In the Services tab,
- Click on "Search Grid Services". This will retrieve the information for the SkyBase grid service from the index service.
- Select the radio button in front of the SkyBase grid service.
- Return to the "Parameters" tab.
Running a SkyBase query
- Make sure SkyBase is loaded in the Component Configuration Manager.
- Load a protein sequence file for which you wish to find homology models.
- Select the SkyBase analysis component in the Control area of geWorkbench.
- Set the parameters as desired.
- Select the grid service in the "Services" tab.
- Back on the Parameters tab, hit "Analyze".
Viewing SkyBase Results
Note - SkyLine results are maintained on the server, not in geWorkbench. Each time a different structure is selected for viewing, its details will be retrieved from the SkyBase server. While there is currently no data deletion policy, data of interest should be saved to disk or screenshots taken.
After query with the sequence for PDB structure "1e09", 1e09.fasta:
Table
Note on column sorting
In the initial display, the data is sorted in descending order on the second column, "Id% query-model-sequence". The table can be resorted based on any column by clicking on that column's header. Repeated clicks on the same header will cycle through sorting the table in three ways:
- Original order (column 2, descending).
- Ascending order of clicked-on column.
- Descending order of clicked-on column.
Column Headers
- %Id Query-Model Sequence
- Model Start-End
- Query Start-End
- Model SeqID
- Model Sequence
- Query Sequence
- pG
- Coverage Template
- %Id Template-Model Sequences
- Template
- Template Length
- eValue
- Model Length
- Model Coverage
- Model Species
- Model Description
- Model File
- Template-Model Alignment
Table Column Details, upper left
Table Column Details, upper right
ATP - Add Structure to Project
The "ATP" button will add the currently displayed protein structure file (PDB file) as a new node to the Project in the Project Folders component.

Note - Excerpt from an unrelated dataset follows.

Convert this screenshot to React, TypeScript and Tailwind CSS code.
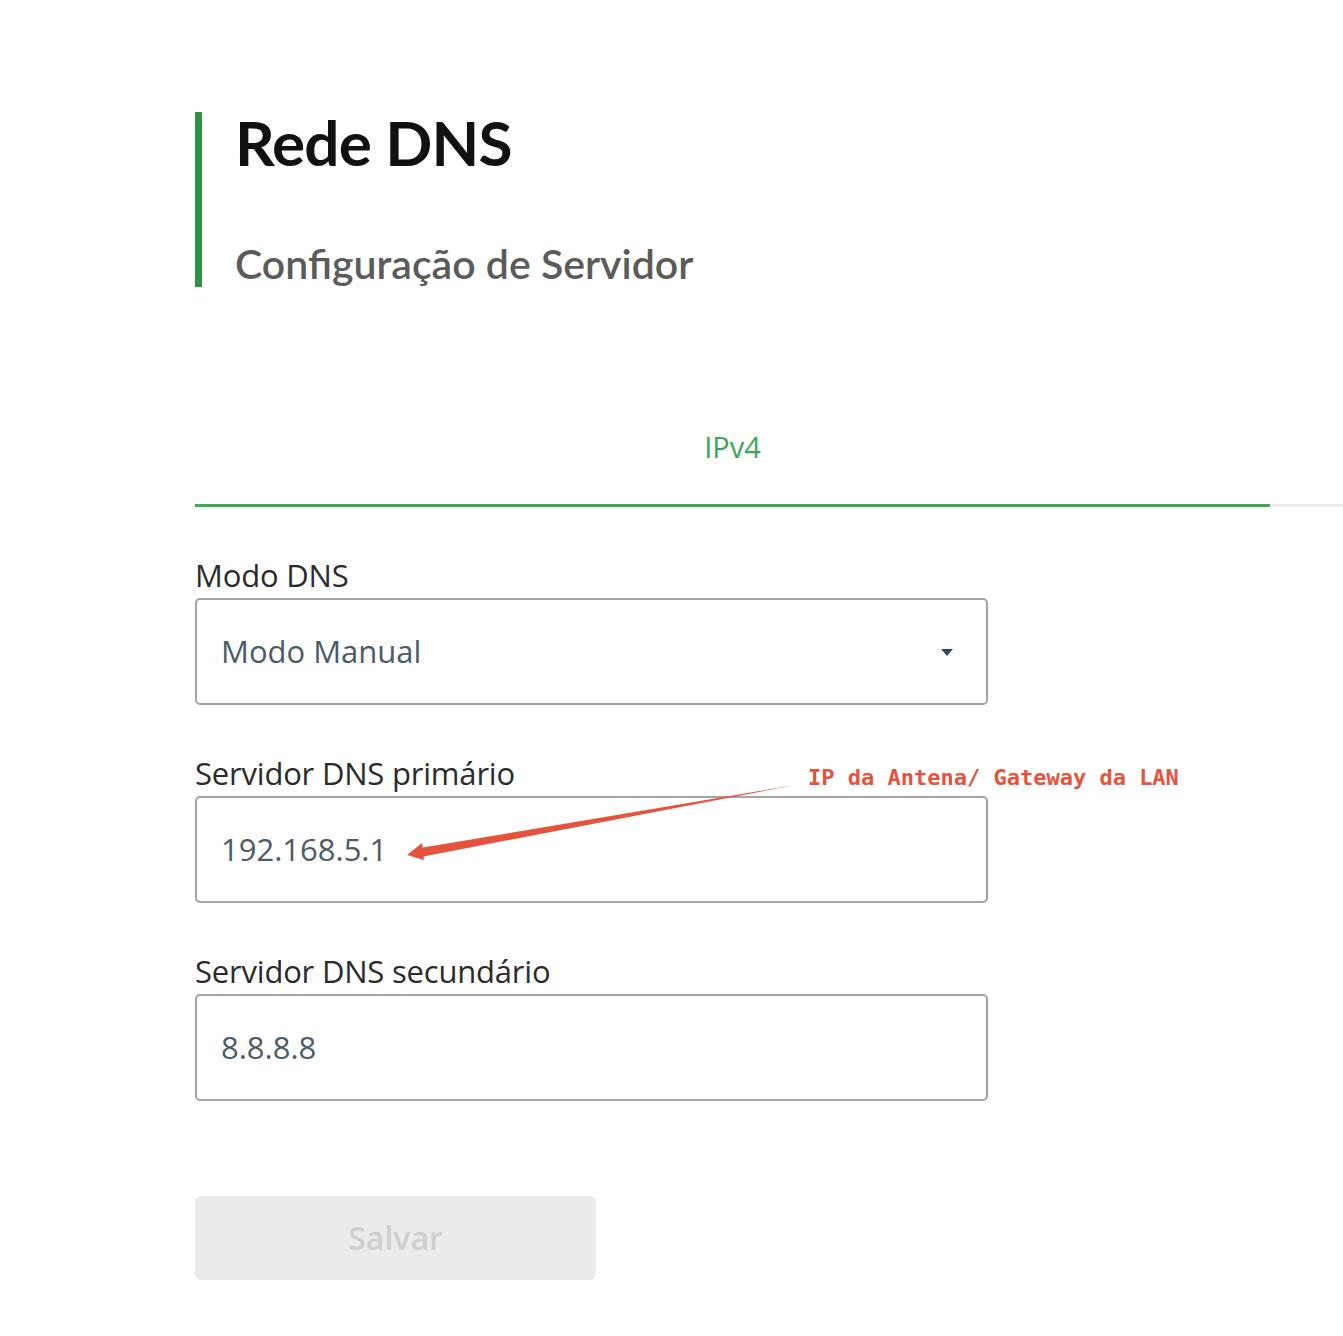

VAT - View alignment between model and template
View alignment between model-template
VAQ - View alignment between model and query
View alignment between model-query
References
Lee H, Li Z, Silkov A, Fischer M, Petrey D, Honig B, Murray D. (2010) High-throughput computational structure-based characterization of protein families: START domains and implications for structural genomics. J Struct Funct Genomics. 11(1):51-9. Link to paper
Mirkovic N., Li Z., Parnassa A., Murray D. (2007) Strategies for High-Throughput Comparative Modeling: Applications to Leverage Analysis in Structural Genomics and Protein Family Organization. Proteins: Structure, Function, and Bioinformatics 66:766-777.